Shirley Rae got it spot on when she said (and I paraphrase), there are hundreds of healthy organs being burnt and buried in the UK every year … this should be our primary focus.  Let’s consider an opt-out system or at least review the idea that family can overturn a deceased’s decision to carry a donor card and be on the donor register.  I read somewhere that a whopping percentage of families regret their decision not to allow their loved one’s organs to be donated upon death just two days later.  How lovely … but not quick enough.

* I realise that in many ways this contradicts my previous post but I would like to reiterate that that post was based on a couple of statements made by non-directed altruistic donors which were probably portrayed out of context by the media; I do think more people should be encouraged to think about living a life with one kidney and should feel free to do so without having to worry about the other person …

i’m a survivor

People often ask me (they don’t) my Top Ten Tips to surviving a major operation that one doesn’t actually need.  So, here it is (in absolutely no particular order).

1. Trashy reading material. Books are a no-no, at least for the first few days because you probably won’t be able to concentrate on anything too heavy and thought-provoking.  What you require is a friend or two with a love of trashy, celebrity focused magazines and hope that they’ll come and visit you with the biggest pile of easy-reading rubbish you’ve ever seen.  If the thought of reading them fills you with queasiness you can at least look at the pictures.

2. A litter-picker-upper-grabber thing.  I didn’t have one of these and I later found one in a charity shop (too late).  It saves bending down too much (sometimes it took me five minutes to bend down to pick something much needed up after dropping it) and probably has the added bonus of giving you the enjoyment of pretending you work as a litter picker for the local council.

3. An iPod (or equivalent).  It drowns out Hospital Noise.

4. A mobile phone.  So that you can text your family/friends and update your Facebook status (you will need Internet access for the Facebook bit.)  It also saves on paying extortionate money to use the telly-phones and means the nurses have more time to check your blood pressure because they’re not having to answer the phone every time Great Auntie Nellie wants to check up on you. Be sure to keep it with you at all times.

5. Sweeties!  You probably won’t eat them and you’ll find them in the cupboard two months later, but the packaging is often bright and luvly and just the thought of knowing that they’re there is comforting.  You can also offer them to visitors as a way of getting them to stop talking for a few seconds.

6. Pain relief.  Be sure to have a cupboard full of little pills before you go into Hospital because you really won’t want a long walk to the shop to stock up whilst in oodles of pain.  And you will be in pain, despite what the other numpties proclaim.

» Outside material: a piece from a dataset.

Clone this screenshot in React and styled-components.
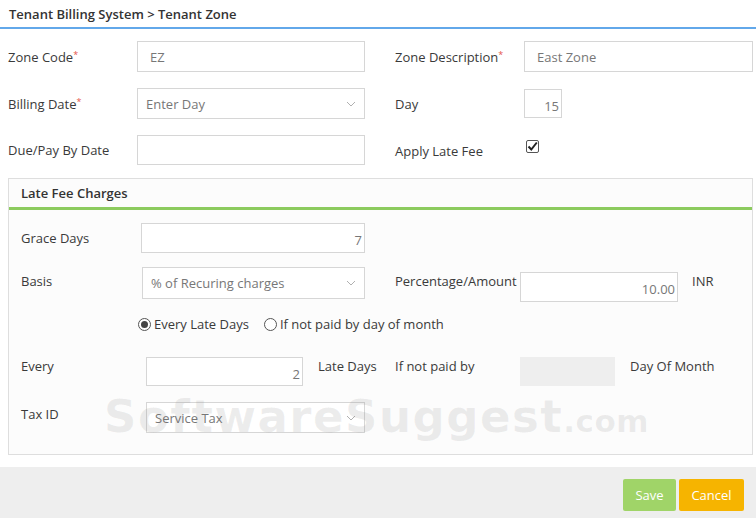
import React from "react";
import styled, { createGlobalStyle } from "styled-components";

const GlobalStyle = createGlobalStyle`
  body {
    margin: 0;
    background: #ffffff;
    font-family: "Open Sans", "Liberation Sans", sans-serif;
    font-size: 13px;
    color: #3a3a3a;
  }
`;

const Page = styled.div`
  position: relative;
  width: 756px;
  height: 518px;
  overflow: hidden;
  display: flex;
  flex-direction: column;
`;

const Header = styled.div`
  height: 27px;
  padding-left: 9px;
  display: flex;
  align-items: center;
  font-weight: 600;
  font-size: 13px;
  color: #333;
  border-bottom: 2px solid #62a8ea;
  box-sizing: content-box;
`;

const Form = styled.div`
  padding: 12px 3px 0 8px;
  display: flex;
  flex-direction: column;
  gap: 16px;
`;

const Row = styled.div`
  display: flex;
  align-items: ${(p) => (p.top ? "flex-start" : "center")};
  min-height: ${(p) => p.h || 31}px;
  margin-top: ${(p) => p.mt || 0}px;
`;

const Half = styled.div`
  display: flex;
  align-items: ${(p) => (p.top ? "flex-start" : "center")};
  width: ${(p) => p.w}px;
  margin-left: ${(p) => p.ml || 0}px;
  flex: ${(p) => (p.grow ? 1 : "none")};
`;

const Label = styled.div`
  width: ${(p) => p.w || 129}px;
  flex: none;
  color: #3a3a3a;
  padding-top: ${(p) => p.pt || 0}px;
  line-height: 18px;
  white-space: nowrap;
`;

const Req = styled.sup`
  color: #e5534b;
  font-size: 9px;
  vertical-align: top;
  position: relative;
  top: -2px;
`;

const Input = styled.div`
  box-sizing: border-box;
  height: ${(p) => p.h || 31}px;
  width: ${(p) => (p.w ? `${p.w}px` : "auto")};
  flex: ${(p) => (p.w ? "none" : 1)};
  margin-top: ${(p) => p.mt || 0}px;
  border: 1px solid #d6d6d6;
  background: ${(p) => (p.disabled ? "#eeeeee" : "#ffffff")};
  border-color: ${(p) => (p.disabled ? "#eeeeee" : "#d6d6d6")};
  color: #777;
  display: flex;
  align-items: center;
  justify-content: ${(p) => (p.right ? "flex-end" : "flex-start")};
  padding: ${(p) => (p.right ? "4px 2px 0 0" : "0 0 0 12px")};
`;

const Select = styled.div`
  box-sizing: border-box;
  height: ${(p) => p.h || 31}px;
  flex: 1;
  border: 1px solid #d6d6d6;
  background: #fff;
  color: #777;
  display: flex;
  align-items: center;
  justify-content: space-between;
  padding: 0 8px 0 8px;
`;

const Chevron = () => (
  <svg width="10" height="6" viewBox="0 0 10 6">
    <polyline points="1,1 5,5 9,1" fill="none" stroke="#b0b0b0" strokeWidth="1" />
  </svg>
);

const CheckBox = styled.span`
  width: 13px;
  height: 13px;
  box-sizing: border-box;
  border: 1px solid #555;
  border-radius: 2px;
  background: #fff;
  display: inline-flex;
  align-items: center;
  justify-content: center;
  margin: -7px 0 0 2px;
`;

const Panel = styled.div`
  margin: 13px 3px 0 8px;
  border: 1px solid #dedede;
  background: #fcfcfc;
  height: 277px;
  box-sizing: border-box;
`;

const PanelTitle = styled.div`
  height: 28px;
  padding-left: 12px;
  display: flex;
  align-items: center;
  font-weight: 600;
  color: #333;
  border-bottom: 3px solid #8ccb5e;
`;

const PanelBody = styled.div`
  padding: 13px 0 0 12px;
  display: flex;
  flex-direction: column;
`;

const Side = styled.span`
  padding-top: ${(p) => p.pt || 0}px;
  margin-left: ${(p) => p.ml || 0}px;
  line-height: 18px;
  white-space: nowrap;
`;

const Radios = styled.div`
  display: flex;
  align-items: center;
  padding-left: 117px;
  margin: 13px 0 24px;
  gap: 15px;
`;

const RadioItem = styled.label`
  display: flex;
  align-items: center;
  gap: 3px;
`;

const Dot = styled.span`
  width: 13px;
  height: 13px;
  box-sizing: border-box;
  border-radius: 50%;
  border: 1px solid #555;
  background: #fff;
  display: inline-flex;
  align-items: center;
  justify-content: center;

  &::after {
    content: "";
    width: 7px;
    height: 7px;
    border-radius: 50%;
    background: ${(p) => (p.on ? "#444" : "transparent")};
  }
`;

const Footer = styled.div`
  margin-top: 12px;
  flex: 1;
  background: #eeeeee;
  display: flex;
  justify-content: flex-end;
  align-items: flex-start;
  padding: 12px 12px 0 0;
  gap: 3px;
`;

const Button = styled.button`
  height: 32px;
  width: ${(p) => p.w}px;
  border: none;
  border-radius: 2px;
  background: ${(p) => p.bg};
  color: #fff;
  font-family: "Open Sans", "Liberation Sans", sans-serif;
  font-size: 13px;
  padding: 0;
`;

const Watermark = styled.div`
  position: absolute;
  left: 104px;
  top: 394px;
  font-family: "DejaVu Sans", "Liberation Sans", sans-serif;
  font-weight: 700;
  font-size: 45px;
  line-height: 45px;
  letter-spacing: 1.5px;
  color: rgba(110, 110, 110, 0.12);
  pointer-events: none;
  white-space: nowrap;

  span {
    font-size: 31px;
    letter-spacing: 0.5px;
  }
`;

export default function App() {
  return (
    <Page>
      <GlobalStyle />
      <Header>Tenant Billing System &gt; Tenant Zone</Header>
      <Form>
        <Row>
          <Half w={357}>
            <Label>
              Zone Code<Req>*</Req>
            </Label>
            <Input>EZ</Input>
          </Half>
          <Half grow ml={30}>
            <Label>
              Zone Description<Req>*</Req>
            </Label>
            <Input>East Zone</Input>
          </Half>
        </Row>
        <Row>
          <Half w={357}>
            <Label>
              Billing Date<Req>*</Req>
            </Label>
            <Select>
              Enter Day
              <Chevron />
            </Select>
          </Half>
          <Half grow ml={30}>
            <Label>Day</Label>
            <Input w={38} h={29} right>
              15
            </Input>
          </Half>
        </Row>
        <Row h={30}>
          <Half w={357}>
            <Label>Due/Pay By Date</Label>
            <Input h={30} />
          </Half>
          <Half grow ml={30}>
            <Label pt={2}>Apply Late Fee</Label>
            <CheckBox>
              <svg width="11" height="11" viewBox="0 0 11 11">
                <polyline
                  points="1.5,5.5 4.3,8.5 9.8,1.5"
                  fill="none"
                  stroke="#222"
                  strokeWidth="2"
                />
              </svg>
            </CheckBox>
          </Half>
        </Row>
      </Form>

      <Panel>
        <PanelTitle>Late Fee Charges</PanelTitle>
        <PanelBody>
          <Row top h={30}>
            <Half w={344} top>
              <Label w={120} pt={6}>
                Grace Days
              </Label>
              <Input h={30} right>
                7
              </Input>
            </Half>
          </Row>
          <Row top h={32} mt={14}>
            <Half w={344} top>
              <Label w={121} pt={5}>
                Basis
              </Label>
              <Select h={32}>
                % of Recuring charges
                <Chevron />
              </Select>
            </Half>
            <Half grow ml={30} top>
              <Label w={125} pt={5}>
                Percentage/Amount
              </Label>
              <Input w={158} h={30} mt={5} right>
                10.00
              </Input>
              <Side ml={14} pt={5}>
                INR
              </Side>
            </Half>
          </Row>
          <Radios>
            <RadioItem>
              <Dot on />
              Every Late Days
            </RadioItem>
            <RadioItem>
              <Dot />
              If not paid by day of month
            </RadioItem>
          </Radios>
          <Row top h={29}>
            <Half w={344} top>
              <Label w={125}>Every</Label>
              <Input w={157} h={29} right>
                2
              </Input>
              <Side ml={15}>Late Days</Side>
            </Half>
            <Half grow ml={30} top>
              <Label w={125}>If not paid by</Label>
              <Input w={95} h={29} disabled />
              <Side ml={15}>Day Of Month</Side>
            </Half>
          </Row>
          <Row top h={31} mt={16}>
            <Half w={344} top>
              <Label w={125} pt={3}>
                Tax ID
              </Label>
              <Select>
                Service Tax
                <Chevron />
              </Select>
            </Half>
          </Row>
        </PanelBody>
      </Panel>

      <Footer>
        <Button w={53} bg="#a0d468">
          Save
        </Button>
        <Button w={65} bg="#f6b400">
          Cancel
        </Button>
      </Footer>

      <Watermark>
        SoftwareSuggest<span>.com</span>
      </Watermark>
    </Page>
  );
}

7. Tins of soup.  I lived on soup for the first week I was out of Hospital.  It’s perfect ‘get well soon’ food, comforting yet nourishing too, and quick and easy to prepare when you just want to get back to watching that awful daytime tellybox show which is successfully aiding your recovery.

8. Bendy straws.  When you get back to the ward after giving away your kidney they’ll give you water with a straw so that it’s easier to drink.  Continue to use a straw throughout your stay and be sure to have some at home too.  There is no real reason for this; I just like straws.  And so do my cats.

9. Bio-Oil.  Ensure you have a brilliant friend who will buy you some of this as a gift.  Then use it.  If you don’t have a brilliant friend you’ll have to buy it as a gift to yourself.  Look for a good deal online, somewhere like Amazon.  Then use it.

10. A Mummy (or Daddy, Spouse, Lover, Granny, Sibling, Friend, Neighbour, Colleague, Random Stranger, Hitchhiker, etc.) Anybody will do, but preferably it needs to be someone who you feel comfortable with because they will have to help you put your socks on, and you’ll probably spend a lot of time talking to them about bowel movements and suchstuff.  They’re the most useful item to have, simply because they can help with all the previous Top Tips, although you may draw the line at letting them rub Bio-Oil on your scars.